- Genre: Action • Drama
- Created by: J. C. Wilsher
- Written by: Peter Jukes Michael Jenner Brian McGill Alan Whiting
- Directed by: Peter Barber-Fleming Christopher King Ian Knox
- Starring: Michael Carter Seamus Gubbins Allie Byrne Adam Levy Claire Benedict Maria McAteer Ken Drury Vincent Regan Kelle Spry Morgan Jones Charlie Caine
- Opening theme: "Guardian Angel" by Marcella Detroit
- Composers: Francis Haines Stephen W. Parsons
- Country of origin: United Kingdom
- Original language: English
- No. of series: 1
- No. of episodes: 7

Production
- Executive producer: Antony Root
- Producer: Gillian Gordon
- Production locations: London, England, UK
- Cinematography: Peter Middleton
- Editor: Martin Sharpe
- Running time: 60 minutes
- Production companies: Thames Television Meridian Television

Original release
- Network: ITV
- Release: 8 January – 19 February 1996

= Call Red =

Call Red is a British television action drama series created by J. C. Wilsher that premiered on 8 January 1996 on ITV. The series follows the adventures of an Air Ambulance squad, captained by Phillip Tulloch (Michael Carter). The series draws upon a documentary-style feel, including hand-held camera work for helicopter-based scenes, and detailed outlines of the procedures carried out by the medics themselves. Just a single series of seven episodes was produced. The complete series has been earmarked for release on DVD by Network Distributing, although no set date has been given for the release.

Early reception of the series was critical.

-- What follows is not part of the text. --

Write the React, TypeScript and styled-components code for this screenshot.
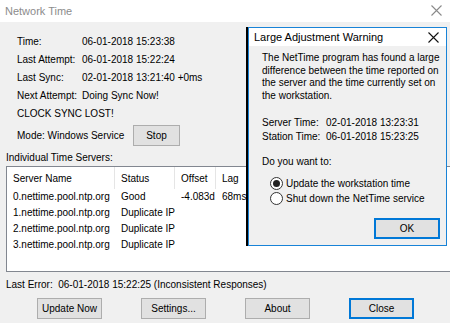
import styled, { createGlobalStyle } from "styled-components";

const GlobalStyle = createGlobalStyle`
  html, body {
    margin: 0;
    padding: 0;
    background: #f0f0f0;
  }
  * {
    box-sizing: border-box;
  }
`;

interface ServerRow {
  name: string;
  status: string;
  offset?: string;
  lag?: string;
}

const servers: ServerRow[] = [
  { name: "0.nettime.pool.ntp.org", status: "Good", offset: "-4.083d", lag: "68ms" },
  { name: "1.nettime.pool.ntp.org", status: "Duplicate IP" },
  { name: "2.nettime.pool.ntp.org", status: "Duplicate IP" },
  { name: "3.nettime.pool.ntp.org", status: "Duplicate IP" },
];

const info = [
  ["Time:", "06-01-2018 15:23:38"],
  ["Last Attempt:", "06-01-2018 15:22:24"],
  ["Last Sync:", "02-01-2018 13:21:40 +0ms"],
  ["Next Attempt:", "Doing Sync Now!"],
];

const CloseIcon = ({ color }: { color: string }) => (
  <svg width="11" height="11" viewBox="0 0 11 11">
    <path d="M0.5 0.5 L10.5 10.5 M10.5 0.5 L0.5 10.5" stroke={color} strokeWidth="1.1" fill="none" />
  </svg>
);

const App = () => {
  return (
    <>
      <GlobalStyle />
      <WindowStyle>
        <TitleBarStyle>
          <TitleTextStyle $inactive>Network Time</TitleTextStyle>
          <CloseIcon color="#8a8a8a" />
        </TitleBarStyle>

        <BodyStyle>
          <InfoGridStyle>
            {info.map(([label, value]) => (
              <InfoRowStyle key={label}>
                <span>{label}</span>
                <span>{value}</span>
              </InfoRowStyle>
            ))}
            <InfoRowStyle>
              <span>CLOCK SYNC LOST!</span>
            </InfoRowStyle>
          </InfoGridStyle>

          <ModeRowStyle>
            <ModeLabelStyle>Mode: Windows Service</ModeLabelStyle>
            <ButtonStyle $width={47}>Stop</ButtonStyle>
          </ModeRowStyle>

          <SectionLabelStyle>Individual Time Servers:</SectionLabelStyle>

          <ListBoxStyle>
            <ListHeaderStyle>
              <HeaderCellStyle>Server Name</HeaderCellStyle>
              <HeaderCellStyle>Status</HeaderCellStyle>
              <HeaderCellStyle>Offset</HeaderCellStyle>
              <HeaderCellStyle>Lag</HeaderCellStyle>
            </ListHeaderStyle>
            {servers.map((s) => (
              <ListRowStyle key={s.name}>
                <CellStyle>{s.name}</CellStyle>
                <CellStyle>{s.status}</CellStyle>
                <CellStyle>{s.offset}</CellStyle>
                <CellStyle>{s.lag}</CellStyle>
              </ListRowStyle>
            ))}
          </ListBoxStyle>

          <LastErrorStyle>Last Error:&nbsp; 06-01-2018 15:22:25 (Inconsistent Responses)</LastErrorStyle>

          <ButtonRowStyle>
            <ButtonStyle $width={65}>Update Now</ButtonStyle>
            <ButtonStyle $width={65}>Settings...</ButtonStyle>
            <ButtonStyle $width={65}>About</ButtonStyle>
            <ButtonStyle $width={65} $default>Close</ButtonStyle>
          </ButtonRowStyle>
        </BodyStyle>

        <DialogStyle>
          <DialogTitleBarStyle>
            <TitleTextStyle>Large Adjustment Warning</TitleTextStyle>
            <CloseIcon color="#111" />
          </DialogTitleBarStyle>
          <DialogBodyStyle>
            <ParagraphStyle>
              The NetTime program has found a large<br />
              difference between the time reported on<br />
              the server and the time currently set on<br />
              the workstation.
            </ParagraphStyle>

            <TimesStyle>
              <span>Server Time:</span>
              <span>02-01-2018 13:23:31</span>
              <span>Station Time:</span>
              <span>06-01-2018 15:23:25</span>
            </TimesStyle>

            <QuestionStyle>Do you want to:</QuestionStyle>

            <RadioGroupStyle>
              <RadioRowStyle>
                <RadioCircleStyle $checked />
                Update the workstation time
              </RadioRowStyle>
              <RadioRowStyle>
                <RadioCircleStyle />
                Shut down the NetTime service
              </RadioRowStyle>
            </RadioGroupStyle>

            <DialogButtonRowStyle>
              <ButtonStyle $width={66} $default>OK</ButtonStyle>
            </DialogButtonRowStyle>
          </DialogBodyStyle>
        </DialogStyle>
      </WindowStyle>
    </>
  );
};

const WindowStyle = styled.div`
  position: relative;
  width: 450px;
  height: 323px;
  overflow: hidden;
  background: #f0f0f0;
  font-family: "Liberation Sans", Arial, sans-serif;
  font-size: 10px;
  color: #000;
`;

const TitleBarStyle = styled.div`
  height: 22px;
  background: #fff;
  display: flex;
  align-items: center;
  justify-content: space-between;
  padding: 0 8px 1px 5px;
`;

const TitleTextStyle = styled.span<{ $inactive?: boolean }>`
  font-size: 11px;
  color: ${({ $inactive }) => ($inactive ? "#8c8c8c" : "#000")};
`;

const BodyStyle = styled.div`
  padding-top: 11px;
`;

const InfoGridStyle = styled.div`
  margin-left: 17px;
  display: flex;
  flex-direction: column;
`;

const InfoRowStyle = styled.div`
  display: grid;
  grid-template-columns: 65px auto;
  height: 18px;
  line-height: 18px;
  white-space: nowrap;
`;

const ModeRowStyle = styled.div`
  display: flex;
  align-items: center;
  margin: 2px 0 0 17px;
  height: 21px;
`;

const ModeLabelStyle = styled.span`
  width: 116px;
`;

const ButtonStyle = styled.button<{ $width: number; $default?: boolean }>`
  width: ${({ $width }) => $width}px;
  height: 21px;
  padding: 0;
  font-family: "Liberation Sans", Arial, sans-serif;
  font-size: 10px;
  color: #000;
  background: #e1e1e1;
  border: 1px solid ${({ $default }) => ($default ? "#0078d7" : "#adadad")};
  box-shadow: ${({ $default }) => ($default ? "inset 0 0 0 1px #0078d7" : "none")};
  border-radius: 0;
`;

const SectionLabelStyle = styled.div`
  margin: 5px 0 0 6px;
  height: 14px;
  line-height: 14px;
`;

const ListBoxStyle = styled.div`
  margin: 1px 0 0 6px;
  width: 460px;
  height: 106px;
  background: #fff;
  border: 1px solid #828790;
`;

const columns = "108px 60px 41px 60px";

const ListHeaderStyle = styled.div`
  display: grid;
  grid-template-columns: ${columns};
  height: 22px;
  align-items: stretch;
`;

const HeaderCellStyle = styled.div`
  display: flex;
  align-items: center;
  padding-left: 6px;
  border-right: 1px solid #e5e5e5;
  white-space: nowrap;
`;

const ListRowStyle = styled.div`
  display: grid;
  grid-template-columns: ${columns};
  height: 16px;
  line-height: 16px;
`;

const CellStyle = styled.div`
  padding-left: 6px;
  white-space: nowrap;
`;

const LastErrorStyle = styled.div`
  margin: 6px 0 0 6px;
  height: 14px;
  line-height: 14px;
  white-space: nowrap;
`;

const ButtonRowStyle = styled.div`
  display: flex;
  gap: 39px;
  margin-top: 6px;
  padding-left: 37px;
`;

const DialogStyle = styled.div`
  position: absolute;
  left: 248px;
  top: 27px;
  width: 199px;
  height: 219px;
  border: 1px solid #1883d7;
  box-shadow: -2px 0 0 0 #000;
  background: #f0f0f0;
  display: flex;
  flex-direction: column;
`;

const DialogTitleBarStyle = styled.div`
  height: 18px;
  background: #fff;
  display: flex;
  align-items: center;
  justify-content: space-between;
  padding: 0 7px 0 5px;
`;

const DialogBodyStyle = styled.div`
  padding: 6px 6px 0 13px;
  white-space: nowrap;
`;

const ParagraphStyle = styled.div`
  line-height: 12.6px;
`;

const TimesStyle = styled.div`
  margin-top: 14px;
  display: grid;
  grid-template-columns: 64px auto;
  grid-auto-rows: 14px;
  line-height: 14px;
`;

const QuestionStyle = styled.div`
  margin-top: 11px;
  height: 14px;
  line-height: 14px;
`;

const RadioGroupStyle = styled.div`
  margin: 7px 0 0 8px;
  display: flex;
  flex-direction: column;
`;

const RadioRowStyle = styled.label`
  display: flex;
  align-items: center;
  gap: 3px;
  height: 15px;
`;

const RadioCircleStyle = styled.span<{ $checked?: boolean }>`
  width: 13px;
  height: 13px;
  border-radius: 50%;
  border: 1px solid #333;
  background: #fff;
  display: flex;
  align-items: center;
  justify-content: center;

  &::after {
    content: "";
    width: 7px;
    height: 7px;
    border-radius: 50%;
    background: ${({ $checked }) => ($checked ? "#222" : "transparent")};
  }
`;

const DialogButtonRowStyle = styled.div`
  display: flex;
  justify-content: flex-end;
  margin-top: 12px;
`;

export default App;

Thomas Sutcliffe of The Independent said that the series is composed of "wooden acting" and "cardboard dialogue", and that "the wiser viewer will realise it shows no vital signs at all". Jim White of The Independent stated that "all the characters were ludicrously gung-ho, self-important and convinced they were the only people capable of administering medical assistance; typical doctors then, but not much fun to spend sixty minutes with".

==Cast==
- Michael Carter as Phillip Tulloch
- Seamus Gubbins as Sean Brooks
- Allie Byrne as Alyson Butler
- Adam Levy as Sam Kline
- Claire Benedict as Jude Patton
- Maria McAteer as Kelly Wallace
- Ken Drury as Ross Murray
- Vincent Regan as Ray Sidley
- Kelle Spry as Clare Waddington
- Morgan Jones as Gary Moulton
- Charlie Caine as Terry Dukes

==Episodes==

| No. | Title | Directed by | Written by | Original release date |
|---|---|---|---|---|
| 1 | "Invasion of the Body Snatchers" | Ian Knox | Michael Jenner & Peter Jukes | 8 January 1996 |
| 2 | "Baptism of Fire" | Unknown | Peter Jukes | 15 January 1996 |
| 3 | "Heartbreaker" | Ian Knox | J.C. Wilsher | 22 January 1996 |
| 4 | "Force of Habit" | Unknown | Unknown | 29 January 1996 |
| 5 | "Life Extinct" | Unknown | Unknown | 5 February 1996 |
| 6 | "Night Sun" | Ian Knox | Peter Jukes | 12 February 1996 |
| 7 | "Breaking Strain" | Ian Knox | Unknown | 19 February 1996 |

==Reception==
The series came under fire when aircraft equipment used in the filming of an episode which saw the team helping victims of a plane crash was returned to the owners severely damaged. It was claimed that the damage amounted to more than £48,000, and was caused when the production company, Thames Television, chose to light fires around fuselage and landing gear, which resulted in burning and corrosion of said equipment, and further damage was caused when the producers tried to extinguish the fires. The case was brought to court on 10 January 1996, just two days after the first episode premiered on ITV.